By chance, this week
I viewed two movies back-to-back: Nightmare City (1980) and David Cronenberg’s
Shivers (1975). These two films made for a fantastic and appropriate
double-bill because they both provide an interesting spin on the Zombie flick.
Umberto Lenzi is
credited with establishing the Italian Cannibal genre with 1972’s Deep River
Savages (aka The Man from Deep River) but, in-between two other Cannibal romps –
Eaten Alive! (1980) and the notorious Cannibal Ferox (1981) – he tried his hand
at the Zombie film. The plot goes like this: after an unidentified plane
exposed to radiation lands at the airport of an unnamed city, a horde of
zombies emerge and go on a rampage, attacking anything in their way.
This film is
different from a lot of the other Walking Dead movies from around the time. The
creatures in Nightmare City are not the same as George Romero’s undead or of
other Italian gore films like Zombie Flesh Eaters or Zombie Holocaust. Lenzi’s ‘Zombies’
are not the dead rising from the grave, but living people who have mutated after
being exposed to radiation which has enhanced their strength but also given
them an insatiable thirst for blood. These, as Lenzi puts it, ‘infected people’
are not living corpses, shuffling about, relying on impulse; no, they can run and
retain the mental capacity to use weapons and even communicate with each other.
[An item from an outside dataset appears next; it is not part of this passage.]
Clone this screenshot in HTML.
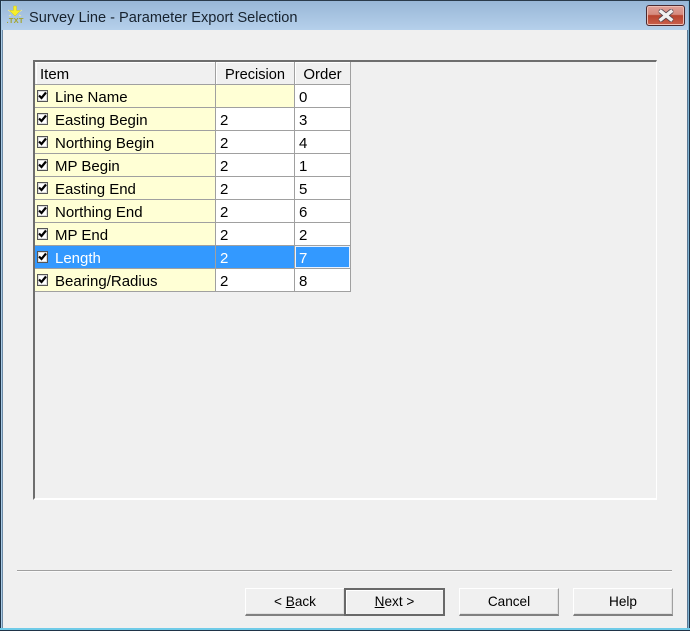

They do, however, retain some of the hallmarks of Romero’s flesh eaters: they
can infect a victim with a bite and can only be stopped by a gunshot to the
head.
The movie plays on a
common theme in 1980s horror flicks: fear of the dangers of nuclear power. The
people on the plane were exposed to high levels of radiation and thus became mutated
and developed a taste for human flesh. The film also briefly explores themes
such as freedom of the press, the military industrial complex and human-kind’s
tendency to play God.
Nightmare
City is a fun film to watch and is (ahem) a feast for the gore-hounds out
there. It’s an orgy of over-the-top violence as the Zombies, sorry ‘infected
people’, rampage through the city. Necks are bitten, guts are chewed, eyes are
gouged and there’s even a scene of a woman’s breast being ripped off! It’s a
spectacularly awesome Italian exploitation flick; with loads of action and
thrills. People who love this sort of movie will have a blast.